Steve Ballmer, hired by Bill Gates in 1980 as Microsoft's first business manager, has stepped down from the company's board. Earlier in February, he resigned from his post of CEO, making way for India-born Satya Nadella to take control of one of the world's biggest technology companies.
Ballmer conveyed his decision to leave the Board of Directors in a letter that was made public by Microsoft on Tuesday. However, the letter was apparently written last week after Ballmer bought Clippers, a Seattle-based basketball team, for $2 billion.
In the letter addressed to Nadella, Ballmer wrote, "In the six months since leaving (the post of CEO), I have become very busy.

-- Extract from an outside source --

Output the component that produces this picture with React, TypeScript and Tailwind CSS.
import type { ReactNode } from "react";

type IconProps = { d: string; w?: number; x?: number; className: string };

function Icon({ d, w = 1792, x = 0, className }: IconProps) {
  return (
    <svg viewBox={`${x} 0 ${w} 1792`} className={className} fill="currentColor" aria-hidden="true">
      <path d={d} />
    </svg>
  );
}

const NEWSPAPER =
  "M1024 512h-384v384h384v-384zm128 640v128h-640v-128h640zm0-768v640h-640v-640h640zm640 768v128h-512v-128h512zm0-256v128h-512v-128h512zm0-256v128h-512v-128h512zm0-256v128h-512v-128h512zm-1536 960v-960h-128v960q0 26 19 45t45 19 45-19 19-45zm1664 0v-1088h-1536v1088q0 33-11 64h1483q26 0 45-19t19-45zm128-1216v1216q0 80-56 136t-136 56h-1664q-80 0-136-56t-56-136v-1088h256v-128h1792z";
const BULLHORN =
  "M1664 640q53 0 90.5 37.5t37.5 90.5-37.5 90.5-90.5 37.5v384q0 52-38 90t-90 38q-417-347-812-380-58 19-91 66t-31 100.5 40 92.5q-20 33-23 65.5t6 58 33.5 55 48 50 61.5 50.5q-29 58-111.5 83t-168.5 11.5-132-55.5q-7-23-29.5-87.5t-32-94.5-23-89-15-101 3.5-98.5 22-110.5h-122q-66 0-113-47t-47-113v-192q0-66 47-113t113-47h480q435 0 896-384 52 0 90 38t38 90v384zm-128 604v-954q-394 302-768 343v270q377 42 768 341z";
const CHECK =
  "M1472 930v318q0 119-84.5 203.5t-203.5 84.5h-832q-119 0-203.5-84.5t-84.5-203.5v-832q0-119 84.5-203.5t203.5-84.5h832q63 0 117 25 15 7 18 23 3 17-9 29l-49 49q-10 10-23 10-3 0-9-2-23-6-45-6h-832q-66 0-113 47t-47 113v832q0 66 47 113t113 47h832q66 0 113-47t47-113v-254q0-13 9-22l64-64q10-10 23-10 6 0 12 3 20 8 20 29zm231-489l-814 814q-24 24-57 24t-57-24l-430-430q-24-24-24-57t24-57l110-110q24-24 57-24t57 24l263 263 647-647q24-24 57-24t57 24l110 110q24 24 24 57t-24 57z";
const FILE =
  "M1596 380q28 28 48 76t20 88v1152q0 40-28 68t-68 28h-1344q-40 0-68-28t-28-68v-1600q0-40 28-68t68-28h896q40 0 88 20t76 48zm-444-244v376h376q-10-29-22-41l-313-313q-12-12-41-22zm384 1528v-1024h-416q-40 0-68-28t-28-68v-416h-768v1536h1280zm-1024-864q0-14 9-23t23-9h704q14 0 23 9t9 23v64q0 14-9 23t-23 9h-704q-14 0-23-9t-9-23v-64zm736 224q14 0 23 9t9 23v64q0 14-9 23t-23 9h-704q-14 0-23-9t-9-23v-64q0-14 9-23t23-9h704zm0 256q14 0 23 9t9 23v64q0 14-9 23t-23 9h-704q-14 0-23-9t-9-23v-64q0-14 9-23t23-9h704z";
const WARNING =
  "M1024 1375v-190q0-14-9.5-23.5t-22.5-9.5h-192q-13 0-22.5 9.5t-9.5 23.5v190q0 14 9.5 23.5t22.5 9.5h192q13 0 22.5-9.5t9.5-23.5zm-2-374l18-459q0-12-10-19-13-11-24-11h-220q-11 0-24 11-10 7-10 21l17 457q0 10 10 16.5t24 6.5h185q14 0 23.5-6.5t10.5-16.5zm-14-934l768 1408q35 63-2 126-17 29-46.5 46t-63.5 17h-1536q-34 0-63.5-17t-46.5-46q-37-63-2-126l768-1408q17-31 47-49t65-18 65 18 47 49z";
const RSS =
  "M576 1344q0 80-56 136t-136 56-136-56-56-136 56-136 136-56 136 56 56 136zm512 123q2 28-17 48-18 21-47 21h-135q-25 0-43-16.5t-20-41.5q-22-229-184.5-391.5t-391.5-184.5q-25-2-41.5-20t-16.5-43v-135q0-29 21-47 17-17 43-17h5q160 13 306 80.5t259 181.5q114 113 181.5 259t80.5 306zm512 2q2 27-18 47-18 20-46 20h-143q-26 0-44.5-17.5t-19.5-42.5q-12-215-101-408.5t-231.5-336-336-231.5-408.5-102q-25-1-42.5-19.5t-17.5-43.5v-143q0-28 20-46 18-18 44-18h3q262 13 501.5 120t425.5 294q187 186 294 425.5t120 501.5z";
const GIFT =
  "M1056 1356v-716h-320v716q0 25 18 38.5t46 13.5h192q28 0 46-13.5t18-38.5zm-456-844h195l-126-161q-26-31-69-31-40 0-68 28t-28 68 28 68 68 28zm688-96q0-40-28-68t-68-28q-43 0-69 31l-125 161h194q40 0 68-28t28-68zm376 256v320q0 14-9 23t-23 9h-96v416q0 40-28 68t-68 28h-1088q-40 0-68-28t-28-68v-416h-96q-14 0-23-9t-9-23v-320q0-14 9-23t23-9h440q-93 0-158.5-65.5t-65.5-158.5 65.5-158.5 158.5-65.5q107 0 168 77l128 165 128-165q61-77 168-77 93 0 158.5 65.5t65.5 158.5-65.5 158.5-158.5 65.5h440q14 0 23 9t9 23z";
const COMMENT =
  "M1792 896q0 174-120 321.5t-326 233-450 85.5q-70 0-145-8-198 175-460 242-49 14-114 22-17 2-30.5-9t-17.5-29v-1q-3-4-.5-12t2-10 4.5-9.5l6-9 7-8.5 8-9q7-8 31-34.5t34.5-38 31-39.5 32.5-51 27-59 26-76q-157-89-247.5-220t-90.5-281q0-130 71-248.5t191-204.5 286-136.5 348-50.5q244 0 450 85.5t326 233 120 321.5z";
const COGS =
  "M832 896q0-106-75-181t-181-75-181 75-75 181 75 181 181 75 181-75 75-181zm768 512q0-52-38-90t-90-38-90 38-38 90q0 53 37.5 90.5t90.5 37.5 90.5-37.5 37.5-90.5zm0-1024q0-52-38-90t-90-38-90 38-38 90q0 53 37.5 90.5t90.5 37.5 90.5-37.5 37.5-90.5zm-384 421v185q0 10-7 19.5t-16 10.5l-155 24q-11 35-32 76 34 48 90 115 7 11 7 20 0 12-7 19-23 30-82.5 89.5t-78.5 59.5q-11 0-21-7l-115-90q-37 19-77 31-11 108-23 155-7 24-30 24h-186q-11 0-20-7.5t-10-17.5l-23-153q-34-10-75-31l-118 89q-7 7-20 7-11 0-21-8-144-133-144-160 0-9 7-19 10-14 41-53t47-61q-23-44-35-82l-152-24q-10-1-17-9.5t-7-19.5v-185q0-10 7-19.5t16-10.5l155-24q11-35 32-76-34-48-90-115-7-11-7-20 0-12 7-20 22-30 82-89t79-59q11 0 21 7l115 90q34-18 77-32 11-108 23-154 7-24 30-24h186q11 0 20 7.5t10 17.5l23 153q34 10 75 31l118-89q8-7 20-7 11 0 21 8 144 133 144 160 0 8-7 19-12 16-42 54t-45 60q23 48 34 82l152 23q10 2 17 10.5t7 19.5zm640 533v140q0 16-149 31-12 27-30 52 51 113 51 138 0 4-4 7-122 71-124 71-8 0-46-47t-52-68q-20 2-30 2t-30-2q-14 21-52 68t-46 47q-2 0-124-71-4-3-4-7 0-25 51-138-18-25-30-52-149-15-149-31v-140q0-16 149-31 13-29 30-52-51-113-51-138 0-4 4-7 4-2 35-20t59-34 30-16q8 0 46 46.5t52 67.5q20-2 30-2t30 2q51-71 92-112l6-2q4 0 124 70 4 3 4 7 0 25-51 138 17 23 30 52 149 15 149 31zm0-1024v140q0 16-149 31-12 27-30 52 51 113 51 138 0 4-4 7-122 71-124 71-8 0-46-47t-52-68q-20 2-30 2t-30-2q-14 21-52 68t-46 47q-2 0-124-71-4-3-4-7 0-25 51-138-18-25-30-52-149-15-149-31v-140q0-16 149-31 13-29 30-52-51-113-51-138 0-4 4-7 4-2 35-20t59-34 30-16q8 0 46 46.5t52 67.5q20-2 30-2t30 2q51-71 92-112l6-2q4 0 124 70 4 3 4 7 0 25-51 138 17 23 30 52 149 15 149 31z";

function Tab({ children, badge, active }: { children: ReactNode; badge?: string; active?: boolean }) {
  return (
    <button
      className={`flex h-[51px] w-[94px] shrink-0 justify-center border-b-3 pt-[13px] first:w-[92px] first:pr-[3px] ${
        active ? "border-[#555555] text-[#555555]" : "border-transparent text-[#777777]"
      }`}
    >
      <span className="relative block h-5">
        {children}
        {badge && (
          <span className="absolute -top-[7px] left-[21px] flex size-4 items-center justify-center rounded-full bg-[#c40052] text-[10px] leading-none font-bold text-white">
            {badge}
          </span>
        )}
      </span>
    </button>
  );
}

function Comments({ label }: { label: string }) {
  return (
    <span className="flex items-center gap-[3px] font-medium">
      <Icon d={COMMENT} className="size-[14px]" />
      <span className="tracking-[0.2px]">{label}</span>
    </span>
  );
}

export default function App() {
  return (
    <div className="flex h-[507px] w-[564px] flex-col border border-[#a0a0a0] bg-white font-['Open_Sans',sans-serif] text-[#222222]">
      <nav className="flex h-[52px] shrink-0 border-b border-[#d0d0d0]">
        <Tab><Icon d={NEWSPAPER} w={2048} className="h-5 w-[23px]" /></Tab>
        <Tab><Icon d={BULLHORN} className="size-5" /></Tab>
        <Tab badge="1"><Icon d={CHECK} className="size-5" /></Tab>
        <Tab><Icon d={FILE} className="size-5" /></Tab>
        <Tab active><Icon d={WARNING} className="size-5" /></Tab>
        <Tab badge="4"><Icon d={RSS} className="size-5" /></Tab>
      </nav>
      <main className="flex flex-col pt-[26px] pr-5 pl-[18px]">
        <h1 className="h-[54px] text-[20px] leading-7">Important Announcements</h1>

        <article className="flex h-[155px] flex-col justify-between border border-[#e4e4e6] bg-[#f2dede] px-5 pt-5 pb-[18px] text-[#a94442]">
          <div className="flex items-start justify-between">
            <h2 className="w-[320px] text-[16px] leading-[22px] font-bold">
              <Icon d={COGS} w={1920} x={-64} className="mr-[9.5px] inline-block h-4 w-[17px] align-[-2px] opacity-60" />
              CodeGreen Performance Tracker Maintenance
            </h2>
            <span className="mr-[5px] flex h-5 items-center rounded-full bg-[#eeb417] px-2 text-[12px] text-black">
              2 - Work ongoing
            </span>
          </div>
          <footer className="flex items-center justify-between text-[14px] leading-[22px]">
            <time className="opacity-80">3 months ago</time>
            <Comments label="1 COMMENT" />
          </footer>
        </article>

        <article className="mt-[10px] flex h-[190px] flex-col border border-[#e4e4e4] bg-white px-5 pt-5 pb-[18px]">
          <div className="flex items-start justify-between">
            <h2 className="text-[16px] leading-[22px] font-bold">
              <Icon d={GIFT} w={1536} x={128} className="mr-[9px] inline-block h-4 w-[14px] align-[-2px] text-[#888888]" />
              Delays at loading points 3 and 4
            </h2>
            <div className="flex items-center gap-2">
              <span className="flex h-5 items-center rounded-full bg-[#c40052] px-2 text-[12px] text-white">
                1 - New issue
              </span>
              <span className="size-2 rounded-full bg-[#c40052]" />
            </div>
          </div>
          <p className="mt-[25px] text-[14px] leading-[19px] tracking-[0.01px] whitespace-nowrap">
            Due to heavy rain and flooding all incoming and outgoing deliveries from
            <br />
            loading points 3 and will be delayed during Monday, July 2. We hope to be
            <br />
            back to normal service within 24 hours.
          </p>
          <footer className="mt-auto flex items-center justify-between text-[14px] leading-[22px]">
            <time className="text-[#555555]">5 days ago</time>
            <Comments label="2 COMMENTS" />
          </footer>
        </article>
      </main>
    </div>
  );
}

I see a combination of the Clippers, civic contribution, teaching and study taking a lot of time. Given my confidence and the multitude of new commitments I am taking on now, I think it would be impractical for me to continue to serve on the board, and it is best for me to move off. My departure from the board is effective immediately."
However, he added that he would continue to hold the large amount of company shares that he owned. "I hold more Microsoft shares than anyone other than index funds and love the mix of profits, investments and dividends returned in our stock. I expect to continue holding that position for the foreseeable future. I promise to support and encourage boldness by management in my role as a shareholder in any way I can," said Ballmer.

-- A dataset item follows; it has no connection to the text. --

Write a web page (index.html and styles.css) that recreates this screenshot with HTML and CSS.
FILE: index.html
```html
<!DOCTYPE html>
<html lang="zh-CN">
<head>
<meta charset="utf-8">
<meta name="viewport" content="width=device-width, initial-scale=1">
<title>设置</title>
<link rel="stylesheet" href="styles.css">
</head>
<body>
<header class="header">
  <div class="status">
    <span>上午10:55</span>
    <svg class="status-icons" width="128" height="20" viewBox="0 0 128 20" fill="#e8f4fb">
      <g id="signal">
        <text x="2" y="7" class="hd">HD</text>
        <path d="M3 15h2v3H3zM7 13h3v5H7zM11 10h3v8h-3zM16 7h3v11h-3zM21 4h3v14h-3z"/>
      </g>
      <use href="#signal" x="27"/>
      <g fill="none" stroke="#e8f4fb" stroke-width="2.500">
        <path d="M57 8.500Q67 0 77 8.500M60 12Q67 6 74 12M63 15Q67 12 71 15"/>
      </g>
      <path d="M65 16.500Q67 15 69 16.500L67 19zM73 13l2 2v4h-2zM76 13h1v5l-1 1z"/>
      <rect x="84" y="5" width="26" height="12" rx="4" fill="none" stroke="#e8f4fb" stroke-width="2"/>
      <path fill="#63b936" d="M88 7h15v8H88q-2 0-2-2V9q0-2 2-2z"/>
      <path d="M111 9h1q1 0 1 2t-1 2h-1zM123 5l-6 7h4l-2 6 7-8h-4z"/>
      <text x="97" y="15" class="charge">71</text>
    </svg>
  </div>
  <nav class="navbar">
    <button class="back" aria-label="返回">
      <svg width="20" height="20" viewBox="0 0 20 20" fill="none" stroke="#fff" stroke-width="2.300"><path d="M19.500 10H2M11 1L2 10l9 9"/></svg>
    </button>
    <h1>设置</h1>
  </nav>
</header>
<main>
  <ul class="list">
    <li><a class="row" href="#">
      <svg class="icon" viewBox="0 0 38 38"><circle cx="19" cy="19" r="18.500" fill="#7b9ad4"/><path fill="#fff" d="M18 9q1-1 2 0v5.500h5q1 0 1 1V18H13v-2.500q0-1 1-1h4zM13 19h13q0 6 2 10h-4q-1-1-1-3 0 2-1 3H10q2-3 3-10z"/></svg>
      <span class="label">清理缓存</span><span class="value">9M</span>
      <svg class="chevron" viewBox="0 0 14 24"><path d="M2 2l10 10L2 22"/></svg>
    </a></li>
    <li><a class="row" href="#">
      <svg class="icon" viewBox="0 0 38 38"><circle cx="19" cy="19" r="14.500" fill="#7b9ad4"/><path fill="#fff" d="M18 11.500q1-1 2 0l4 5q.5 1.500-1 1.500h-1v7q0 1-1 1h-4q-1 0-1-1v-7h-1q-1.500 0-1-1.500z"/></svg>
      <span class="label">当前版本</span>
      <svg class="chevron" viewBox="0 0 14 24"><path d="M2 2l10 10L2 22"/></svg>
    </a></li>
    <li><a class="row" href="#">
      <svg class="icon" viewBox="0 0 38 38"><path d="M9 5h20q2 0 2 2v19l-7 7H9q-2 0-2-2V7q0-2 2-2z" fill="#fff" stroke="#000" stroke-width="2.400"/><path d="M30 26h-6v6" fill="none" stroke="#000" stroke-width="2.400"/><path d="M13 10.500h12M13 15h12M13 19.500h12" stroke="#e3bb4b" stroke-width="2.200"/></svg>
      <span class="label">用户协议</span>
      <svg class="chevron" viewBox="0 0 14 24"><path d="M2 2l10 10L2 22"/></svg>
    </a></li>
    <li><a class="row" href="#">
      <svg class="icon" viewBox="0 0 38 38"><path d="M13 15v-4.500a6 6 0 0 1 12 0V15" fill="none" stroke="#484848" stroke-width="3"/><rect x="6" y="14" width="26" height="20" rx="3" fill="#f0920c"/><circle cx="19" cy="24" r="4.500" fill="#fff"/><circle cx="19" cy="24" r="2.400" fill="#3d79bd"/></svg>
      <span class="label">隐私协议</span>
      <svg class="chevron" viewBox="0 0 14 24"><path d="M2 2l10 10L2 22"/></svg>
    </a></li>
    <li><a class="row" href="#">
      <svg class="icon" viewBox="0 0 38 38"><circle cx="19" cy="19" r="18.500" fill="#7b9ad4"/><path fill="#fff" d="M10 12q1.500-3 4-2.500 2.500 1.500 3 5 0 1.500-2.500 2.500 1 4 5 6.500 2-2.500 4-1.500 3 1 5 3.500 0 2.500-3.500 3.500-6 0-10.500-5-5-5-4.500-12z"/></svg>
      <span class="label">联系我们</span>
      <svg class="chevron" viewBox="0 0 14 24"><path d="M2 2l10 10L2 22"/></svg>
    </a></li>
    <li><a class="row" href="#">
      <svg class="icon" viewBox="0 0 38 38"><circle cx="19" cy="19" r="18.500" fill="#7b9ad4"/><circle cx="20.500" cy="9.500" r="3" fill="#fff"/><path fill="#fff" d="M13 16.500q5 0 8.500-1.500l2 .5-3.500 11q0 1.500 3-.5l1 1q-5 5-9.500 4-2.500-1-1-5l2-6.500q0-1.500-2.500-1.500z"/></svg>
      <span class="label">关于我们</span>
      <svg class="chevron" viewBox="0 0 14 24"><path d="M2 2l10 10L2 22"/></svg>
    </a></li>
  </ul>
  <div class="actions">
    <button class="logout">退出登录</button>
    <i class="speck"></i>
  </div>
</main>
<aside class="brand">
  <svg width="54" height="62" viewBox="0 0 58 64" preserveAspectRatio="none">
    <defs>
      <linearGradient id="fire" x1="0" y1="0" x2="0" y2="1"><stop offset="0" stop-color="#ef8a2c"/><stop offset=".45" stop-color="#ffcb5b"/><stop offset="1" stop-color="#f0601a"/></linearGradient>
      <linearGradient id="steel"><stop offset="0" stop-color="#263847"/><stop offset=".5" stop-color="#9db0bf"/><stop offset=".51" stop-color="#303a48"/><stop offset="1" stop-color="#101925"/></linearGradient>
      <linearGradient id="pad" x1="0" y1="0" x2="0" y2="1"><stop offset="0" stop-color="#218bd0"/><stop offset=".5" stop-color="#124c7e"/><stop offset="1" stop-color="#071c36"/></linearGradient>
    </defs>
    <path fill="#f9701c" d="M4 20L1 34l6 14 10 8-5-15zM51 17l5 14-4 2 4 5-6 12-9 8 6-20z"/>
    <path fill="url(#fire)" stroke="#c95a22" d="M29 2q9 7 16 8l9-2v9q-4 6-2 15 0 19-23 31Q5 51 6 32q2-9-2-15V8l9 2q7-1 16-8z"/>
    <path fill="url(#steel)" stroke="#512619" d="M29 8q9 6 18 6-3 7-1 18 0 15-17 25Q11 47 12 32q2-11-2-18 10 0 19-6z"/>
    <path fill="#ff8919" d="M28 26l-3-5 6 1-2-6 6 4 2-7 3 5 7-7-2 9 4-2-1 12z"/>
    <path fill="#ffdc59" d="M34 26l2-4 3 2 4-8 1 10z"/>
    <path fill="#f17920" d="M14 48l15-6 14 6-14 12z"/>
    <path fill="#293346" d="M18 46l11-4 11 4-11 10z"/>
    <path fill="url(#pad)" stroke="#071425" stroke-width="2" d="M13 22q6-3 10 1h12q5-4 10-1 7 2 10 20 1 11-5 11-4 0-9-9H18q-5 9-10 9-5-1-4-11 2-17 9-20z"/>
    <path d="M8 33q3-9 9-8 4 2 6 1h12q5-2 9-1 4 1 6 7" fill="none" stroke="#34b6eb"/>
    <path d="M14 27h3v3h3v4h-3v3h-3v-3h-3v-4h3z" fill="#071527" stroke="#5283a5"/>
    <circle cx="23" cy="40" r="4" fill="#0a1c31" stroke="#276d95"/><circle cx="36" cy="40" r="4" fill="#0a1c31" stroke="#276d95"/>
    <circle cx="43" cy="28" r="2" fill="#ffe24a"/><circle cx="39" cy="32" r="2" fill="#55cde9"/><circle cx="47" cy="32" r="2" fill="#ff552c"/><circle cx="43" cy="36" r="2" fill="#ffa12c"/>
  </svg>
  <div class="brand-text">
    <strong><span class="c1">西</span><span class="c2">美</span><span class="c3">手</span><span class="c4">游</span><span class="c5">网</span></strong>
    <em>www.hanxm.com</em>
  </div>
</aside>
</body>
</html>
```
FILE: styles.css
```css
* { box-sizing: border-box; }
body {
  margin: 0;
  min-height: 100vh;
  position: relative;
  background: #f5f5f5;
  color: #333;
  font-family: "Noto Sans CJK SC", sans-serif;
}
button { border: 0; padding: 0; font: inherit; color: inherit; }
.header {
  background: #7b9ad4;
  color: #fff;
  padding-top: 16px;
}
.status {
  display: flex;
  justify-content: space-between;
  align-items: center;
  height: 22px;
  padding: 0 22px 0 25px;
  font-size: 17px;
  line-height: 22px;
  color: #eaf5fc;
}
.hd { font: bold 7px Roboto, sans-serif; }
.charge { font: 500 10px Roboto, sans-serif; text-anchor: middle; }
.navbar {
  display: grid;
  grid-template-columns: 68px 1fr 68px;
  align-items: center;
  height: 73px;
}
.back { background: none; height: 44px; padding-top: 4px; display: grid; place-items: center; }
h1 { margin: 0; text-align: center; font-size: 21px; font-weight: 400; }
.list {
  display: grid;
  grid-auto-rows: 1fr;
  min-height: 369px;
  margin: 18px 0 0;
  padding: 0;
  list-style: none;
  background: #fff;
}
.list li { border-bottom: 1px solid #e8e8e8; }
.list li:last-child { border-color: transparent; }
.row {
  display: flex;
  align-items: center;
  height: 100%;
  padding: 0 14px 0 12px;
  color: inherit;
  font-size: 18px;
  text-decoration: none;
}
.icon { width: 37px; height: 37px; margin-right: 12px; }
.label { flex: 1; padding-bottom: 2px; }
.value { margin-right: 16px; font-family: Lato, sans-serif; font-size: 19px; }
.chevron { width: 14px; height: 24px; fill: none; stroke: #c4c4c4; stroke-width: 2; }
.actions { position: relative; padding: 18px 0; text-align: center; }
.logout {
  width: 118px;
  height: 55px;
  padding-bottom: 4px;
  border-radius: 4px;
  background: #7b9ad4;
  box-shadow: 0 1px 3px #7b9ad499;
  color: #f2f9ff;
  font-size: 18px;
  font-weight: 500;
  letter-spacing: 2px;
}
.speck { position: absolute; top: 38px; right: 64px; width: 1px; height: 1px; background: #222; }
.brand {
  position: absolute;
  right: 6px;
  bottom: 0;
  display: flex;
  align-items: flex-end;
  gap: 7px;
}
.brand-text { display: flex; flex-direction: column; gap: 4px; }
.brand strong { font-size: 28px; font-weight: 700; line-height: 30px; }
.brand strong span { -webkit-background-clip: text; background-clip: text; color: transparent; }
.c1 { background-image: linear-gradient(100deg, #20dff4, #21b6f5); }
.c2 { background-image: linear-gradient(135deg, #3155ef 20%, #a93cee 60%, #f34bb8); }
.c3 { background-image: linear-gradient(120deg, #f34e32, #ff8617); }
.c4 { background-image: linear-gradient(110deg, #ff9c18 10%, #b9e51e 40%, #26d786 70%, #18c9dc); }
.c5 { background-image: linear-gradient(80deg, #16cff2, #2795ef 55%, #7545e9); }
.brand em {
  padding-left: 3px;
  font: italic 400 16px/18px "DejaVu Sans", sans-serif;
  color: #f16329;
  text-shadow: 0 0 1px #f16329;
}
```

In his reply Nadella thanked Ballmer for his contribution to the company and said he "look forward to partnering with you as a shareholder".
For Ballmer, Microsoft was one his biggest passions. In his letter, he made it clear that even though he was formally out of Microsoft for all practical purposes, he would keep an eye on the company. "I bleed Microsoft - have for 34 years and I always will. I continue to love discussing the company's future. I love trying new products and sending feedback. I love reading about what is going on at the company. Count on me to keep ideas and inputs flowing," he said.